> **WRITTEN PROBLEM**
Exactly retype the lines from the top of the data through the line containing "import styled from", leaving out every picture.

> **DATA**
■ ■ ■ ■ ■
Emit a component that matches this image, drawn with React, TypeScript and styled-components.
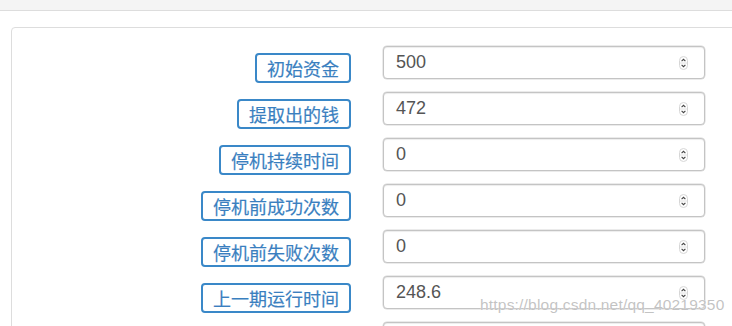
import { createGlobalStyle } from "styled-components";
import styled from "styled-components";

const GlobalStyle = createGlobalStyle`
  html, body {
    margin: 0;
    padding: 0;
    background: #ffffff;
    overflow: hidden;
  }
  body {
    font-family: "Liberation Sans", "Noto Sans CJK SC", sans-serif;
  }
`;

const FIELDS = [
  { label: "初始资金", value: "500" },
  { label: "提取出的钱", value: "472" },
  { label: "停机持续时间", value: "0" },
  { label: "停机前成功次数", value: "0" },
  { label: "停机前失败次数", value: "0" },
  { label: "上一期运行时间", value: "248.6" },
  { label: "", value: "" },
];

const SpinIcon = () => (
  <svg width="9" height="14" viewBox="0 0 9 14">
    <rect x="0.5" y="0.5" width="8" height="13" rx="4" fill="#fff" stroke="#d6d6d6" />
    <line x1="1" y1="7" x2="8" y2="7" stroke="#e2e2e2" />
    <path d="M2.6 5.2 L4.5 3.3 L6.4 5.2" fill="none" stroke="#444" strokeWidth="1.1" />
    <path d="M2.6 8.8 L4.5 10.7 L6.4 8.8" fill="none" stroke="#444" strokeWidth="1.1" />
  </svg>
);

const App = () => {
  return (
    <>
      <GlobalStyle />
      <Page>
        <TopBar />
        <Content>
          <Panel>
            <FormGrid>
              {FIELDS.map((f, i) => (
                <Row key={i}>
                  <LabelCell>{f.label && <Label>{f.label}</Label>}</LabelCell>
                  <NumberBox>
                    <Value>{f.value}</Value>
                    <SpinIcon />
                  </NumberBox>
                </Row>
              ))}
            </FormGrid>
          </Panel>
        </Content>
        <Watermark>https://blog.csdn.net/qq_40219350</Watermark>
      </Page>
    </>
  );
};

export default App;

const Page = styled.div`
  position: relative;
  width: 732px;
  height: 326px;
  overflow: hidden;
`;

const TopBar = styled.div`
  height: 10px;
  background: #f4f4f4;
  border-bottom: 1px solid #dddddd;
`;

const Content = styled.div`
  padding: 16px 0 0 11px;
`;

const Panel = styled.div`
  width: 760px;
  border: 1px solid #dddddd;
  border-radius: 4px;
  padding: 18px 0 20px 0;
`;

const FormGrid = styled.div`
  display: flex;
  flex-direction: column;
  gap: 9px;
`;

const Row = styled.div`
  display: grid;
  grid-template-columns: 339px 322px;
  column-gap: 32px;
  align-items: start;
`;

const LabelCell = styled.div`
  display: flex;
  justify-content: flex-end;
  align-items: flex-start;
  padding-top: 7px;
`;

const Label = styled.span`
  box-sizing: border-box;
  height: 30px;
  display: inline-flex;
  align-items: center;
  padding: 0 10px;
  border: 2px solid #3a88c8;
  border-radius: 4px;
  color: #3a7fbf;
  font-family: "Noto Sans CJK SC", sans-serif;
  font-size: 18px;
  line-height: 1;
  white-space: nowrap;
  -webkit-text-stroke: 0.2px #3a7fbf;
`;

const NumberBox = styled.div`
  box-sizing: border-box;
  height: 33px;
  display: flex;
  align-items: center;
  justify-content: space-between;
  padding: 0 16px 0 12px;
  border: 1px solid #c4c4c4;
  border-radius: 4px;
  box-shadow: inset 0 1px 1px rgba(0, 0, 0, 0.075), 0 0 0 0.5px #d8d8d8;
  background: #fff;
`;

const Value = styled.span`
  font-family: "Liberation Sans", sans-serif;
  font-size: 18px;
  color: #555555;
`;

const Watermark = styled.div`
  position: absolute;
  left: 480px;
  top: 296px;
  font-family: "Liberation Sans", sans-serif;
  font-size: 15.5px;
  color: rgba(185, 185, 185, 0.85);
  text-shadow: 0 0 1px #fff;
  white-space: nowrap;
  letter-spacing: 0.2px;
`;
■ ■ ■ ■ ■
> **THE ANSWER**
Emit a component that matches this image, drawn with React, TypeScript and styled-components.
import { createGlobalStyle } from "styled-components";
import styled from "styled-components";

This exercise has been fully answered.